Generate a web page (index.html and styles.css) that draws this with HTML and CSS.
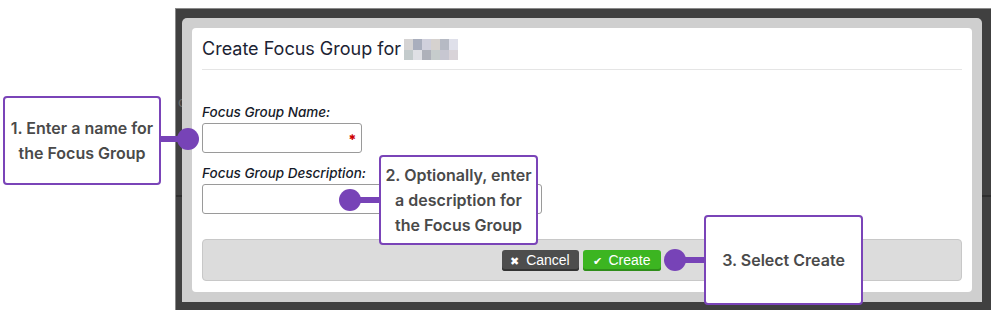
FILE: index.html
```html
<!DOCTYPE html>
<html lang="en">
<head>
    <meta charset="UTF-8">
    <title>Create Focus Group</title>
    <link rel="stylesheet" href="styles.css">
</head>
<body>
    <div class="stage">
        <div class="backdrop">
            <span class="bg-text">cu</span>
            <div class="frame">
                <div class="modal">
                    <div class="modal-header">
                        <h2>Create Focus Group for</h2>
                        <div class="blur">
                            <i style="background:#d5d3d3"></i><i style="background:#a9aebd"></i><i style="background:#d0d0dc"></i><i style="background:#d6d2cf"></i><i style="background:#b6bac4"></i><i style="background:#dfe0ea"></i>
                            <i style="background:#c3cbcc"></i><i style="background:#dfe0e5"></i><i style="background:#aeb1ba"></i><i style="background:#c6cccc"></i><i style="background:#c7c7d1"></i><i style="background:#d8d3d8"></i>
                        </div>
                    </div>
                    <form class="modal-body">
                        <label class="field-label">Focus Group Name:</label>
                        <div class="input name-input"><span class="req">&#10033;</span></div>
                        <label class="field-label">Focus Group Description:</label>
                        <div class="input desc-input"></div>
                        <div class="footer">
                            <button type="button" class="btn btn-cancel"><span class="ico">&#10006;</span> Cancel</button>
                            <button type="button" class="btn btn-create"><span class="ico">&#10004;</span> Create</button>
                        </div>
                    </form>
                </div>
            </div>
        </div>

        <!-- callouts -->
        <div class="callout c1">1. Enter a name for the Focus Group</div>
        <div class="connector k1"></div>
        <div class="callout c2">2. Optionally, enter a description for the Focus Group</div>
        <div class="connector k2"></div>
        <div class="callout c3">3. Select Create</div>
        <div class="connector k3"></div>
    </div>
</body>
</html>
```

FILE: styles.css
```css
body {
    margin: 0;
    background: #fff;
    font-family: Inter, "Noto Sans", sans-serif;
}
.stage {
    position: relative;
    width: 991px;
    height: 310px;
    overflow: hidden;
}
.backdrop {
    position: relative;
    margin: 8px 0 0 175px;
    height: 302px;
    box-sizing: border-box;
    padding: 9px 0 0 6px;
    background: #404040 linear-gradient(#404040 186px, #2e2e2e 186px, #2e2e2e 188px, #404040 188px);
    border-top: 1px solid #8a8a8a;
    border-left: 1px solid #8a8a8a;
}
.bg-text {
    position: absolute;
    left: 2px;
    top: 84px;
    font-size: 14px;
    color: #6a6a6a;
}
.frame {
    position: relative;
    width: 800px;
    height: 284px;
    box-sizing: border-box;
    padding: 10px;
    background: #cfcfcf;
    border-radius: 5px 5px 0 0;
}
.modal {
    background: #fff;
    border-radius: 4px;
    height: 264px;
    padding: 0 10px;
    box-sizing: border-box;
}
.modal-header {
    display: flex;
    align-items: center;
    gap: 3px;
    height: 41px;
    border-bottom: 1px solid #e5e5e5;
}
.modal-header h2 {
    margin: 0;
    font-size: 18px;
    font-weight: 400;
    color: #1c2333;
}
.blur {
    display: grid;
    grid-template-columns: repeat(6, 9px);
    grid-template-rows: 11px 10px;
    margin-top: 1px;
}
.modal-body {
    display: flex;
    flex-direction: column;
    align-items: flex-start;
    padding-top: 34px;
}
.field-label {
    font-size: 13.5px;
    font-style: italic;
    font-weight: 500;
    color: #151a28;
    line-height: 16px;
    margin-bottom: 3px;
}
.input {
    position: relative;
    height: 30px;
    box-sizing: border-box;
    border: 1px solid #9a9a9a;
    border-radius: 3px;
    margin-bottom: 12px;
}
.name-input {
    width: 160px;
}
.desc-input {
    width: 340px;
    margin-bottom: 25px;
}
.req {
    position: absolute;
    right: 5px;
    top: 8px;
    font-size: 8px;
    color: #c00;
}
.footer {
    width: 760px;
    height: 42px;
    box-sizing: border-box;
    background: #dcdcdc;
    border: 1px solid #c8c8c8;
    border-radius: 4px;
    display: flex;
    justify-content: center;
    align-items: center;
    gap: 4px;
    padding-right: 2px;
}
.btn {
    height: 21px;
    border: none;
    border-radius: 3px;
    color: #fff;
    font-family: "Liberation Sans", Arial, sans-serif;
    font-size: 14px;
    padding: 0;
    line-height: 21px;
    white-space: nowrap;
}
.btn .ico {
    font-size: 11px;
    margin-right: 3px;
}
.btn-cancel {
    width: 77px;
    background: #4d4d4d;
    box-shadow: inset 0 -2px 0 #333;
}
.btn-create {
    width: 78px;
    background: #3cb521;
    box-shadow: inset 0 -2px 0 #2f8d1a;
}
.callout {
    position: absolute;
    box-sizing: border-box;
    display: flex;
    align-items: center;
    justify-content: center;
    text-align: center;
    background: #fff;
    border: 2px solid #7a44b8;
    border-radius: 4px;
    color: #4a4a4a;
    font-size: 16px;
    font-weight: 600;
    line-height: 25px;
    padding: 0 4px;
}
.c1 { left: 3px; top: 96px; width: 158px; height: 89px; }
.c2 { left: 379px; top: 155px; width: 159px; height: 90px; }
.c3 { left: 704px; top: 215px; width: 159px; height: 90px; }
.connector {
    position: absolute;
    height: 6px;
    background: #7743b7;
}
.connector::after {
    content: "";
    position: absolute;
    left: -10px;
    top: -8px;
    width: 22px;
    height: 22px;
    border-radius: 50%;
    background: #7743b7;
}
.k1 { left: 160px; width: 28px; top: 136px; }
.k1::after { left: 17px; }
.k2 { left: 349px; width: 31px; top: 197px; }
.k3 { left: 674px; width: 31px; top: 257px; }
```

**Problem to solve**
The listing above must be printed again exactly, minus its pictures.

**Result for this task**
Generate a web page (index.html and styles.css) that draws this with HTML and CSS.
FILE: index.html
```html
<!DOCTYPE html>
<html lang="en">
<head>
    <meta charset="UTF-8">
    <title>Create Focus Group</title>
    <link rel="stylesheet" href="styles.css">
</head>
<body>
    <div class="stage">
        <div class="backdrop">
            <span class="bg-text">cu</span>
            <div class="frame">
                <div class="modal">
                    <div class="modal-header">
                        <h2>Create Focus Group for</h2>
                        <div class="blur">
                            <i style="background:#d5d3d3"></i><i style="background:#a9aebd"></i><i style="background:#d0d0dc"></i><i style="background:#d6d2cf"></i><i style="background:#b6bac4"></i><i style="background:#dfe0ea"></i>
                            <i style="background:#c3cbcc"></i><i style="background:#dfe0e5"></i><i style="background:#aeb1ba"></i><i style="background:#c6cccc"></i><i style="background:#c7c7d1"></i><i style="background:#d8d3d8"></i>
                        </div>
                    </div>
                    <form class="modal-body">
                        <label class="field-label">Focus Group Name:</label>
                        <div class="input name-input"><span class="req">&#10033;</span></div>
                        <label class="field-label">Focus Group Description:</label>
                        <div class="input desc-input"></div>
                        <div class="footer">
                            <button type="button" class="btn btn-cancel"><span class="ico">&#10006;</span> Cancel</button>
                            <button type="button" class="btn btn-create"><span class="ico">&#10004;</span> Create</button>
                        </div>
                    </form>
                </div>
            </div>
        </div>

        <!-- callouts -->
        <div class="callout c1">1. Enter a name for the Focus Group</div>
        <div class="connector k1"></div>
        <div class="callout c2">2. Optionally, enter a description for the Focus Group</div>
        <div class="connector k2"></div>
        <div class="callout c3">3. Select Create</div>
        <div class="connector k3"></div>
    </div>
</body>
</html>
```

FILE: styles.css
```css
body {
    margin: 0;
    background: #fff;
    font-family: Inter, "Noto Sans", sans-serif;
}
.stage {
    position: relative;
    width: 991px;
    height: 310px;
    overflow: hidden;
}
.backdrop {
    position: relative;
    margin: 8px 0 0 175px;
    height: 302px;
    box-sizing: border-box;
    padding: 9px 0 0 6px;
    background: #404040 linear-gradient(#404040 186px, #2e2e2e 186px, #2e2e2e 188px, #404040 188px);
    border-top: 1px solid #8a8a8a;
    border-left: 1px solid #8a8a8a;
}
.bg-text {
    position: absolute;
    left: 2px;
    top: 84px;
    font-size: 14px;
    color: #6a6a6a;
}
.frame {
    position: relative;
    width: 800px;
    height: 284px;
    box-sizing: border-box;
    padding: 10px;
    background: #cfcfcf;
    border-radius: 5px 5px 0 0;
}
.modal {
    background: #fff;
    border-radius: 4px;
    height: 264px;
    padding: 0 10px;
    box-sizing: border-box;
}
.modal-header {
    display: flex;
    align-items: center;
    gap: 3px;
    height: 41px;
    border-bottom: 1px solid #e5e5e5;
}
.modal-header h2 {
    margin: 0;
    font-size: 18px;
    font-weight: 400;
    color: #1c2333;
}
.blur {
    display: grid;
    grid-template-columns: repeat(6, 9px);
    grid-template-rows: 11px 10px;
    margin-top: 1px;
}
.modal-body {
    display: flex;
    flex-direction: column;
    align-items: flex-start;
    padding-top: 34px;
}
.field-label {
    font-size: 13.5px;
    font-style: italic;
    font-weight: 500;
    color: #151a28;
    line-height: 16px;
    margin-bottom: 3px;
}
.input {
    position: relative;
    height: 30px;
    box-sizing: border-box;
    border: 1px solid #9a9a9a;
    border-radius: 3px;
    margin-bottom: 12px;
}
.name-input {
    width: 160px;
}
.desc-input {
    width: 340px;
    margin-bottom: 25px;
}
.req {
    position: absolute;
    right: 5px;
    top: 8px;
    font-size: 8px;
    color: #c00;
}
.footer {
    width: 760px;
    height: 42px;
    box-sizing: border-box;
    background: #dcdcdc;
    border: 1px solid #c8c8c8;
    border-radius: 4px;
    display: flex;
    justify-content: center;
    align-items: center;
    gap: 4px;
    padding-right: 2px;
}
.btn {
    height: 21px;
    border: none;
    border-radius: 3px;
    color: #fff;
    font-family: "Liberation Sans", Arial, sans-serif;
    font-size: 14px;
    padding: 0;
    line-height: 21px;
    white-space: nowrap;
}
.btn .ico {
    font-size: 11px;
    margin-right: 3px;
}
.btn-cancel {
    width: 77px;
    background: #4d4d4d;
    box-shadow: inset 0 -2px 0 #333;
}
.btn-create {
    width: 78px;
    background: #3cb521;
    box-shadow: inset 0 -2px 0 #2f8d1a;
}
.callout {
    position: absolute;
    box-sizing: border-box;
    display: flex;
    align-items: center;
    justify-content: center;
    text-align: center;
    background: #fff;
    border: 2px solid #7a44b8;
    border-radius: 4px;
    color: #4a4a4a;
    font-size: 16px;
    font-weight: 600;
    line-height: 25px;
    padding: 0 4px;
}
.c1 { left: 3px; top: 96px; width: 158px; height: 89px; }
.c2 { left: 379px; top: 155px; width: 159px; height: 90px; }
.c3 { left: 704px; top: 215px; width: 159px; height: 90px; }
.connector {
    position: absolute;
    height: 6px;
    background: #7743b7;
}
.connector::after {
    content: "";
    position: absolute;
    left: -10px;
    top: -8px;
    width: 22px;
    height: 22px;
    border-radius: 50%;
    background: #7743b7;
}
.k1 { left: 160px; width: 28px; top: 136px; }
.k1::after { left: 17px; }
.k2 { left: 349px; width: 31px; top: 197px; }
.k3 { left: 674px; width: 31px; top: 257px; }
```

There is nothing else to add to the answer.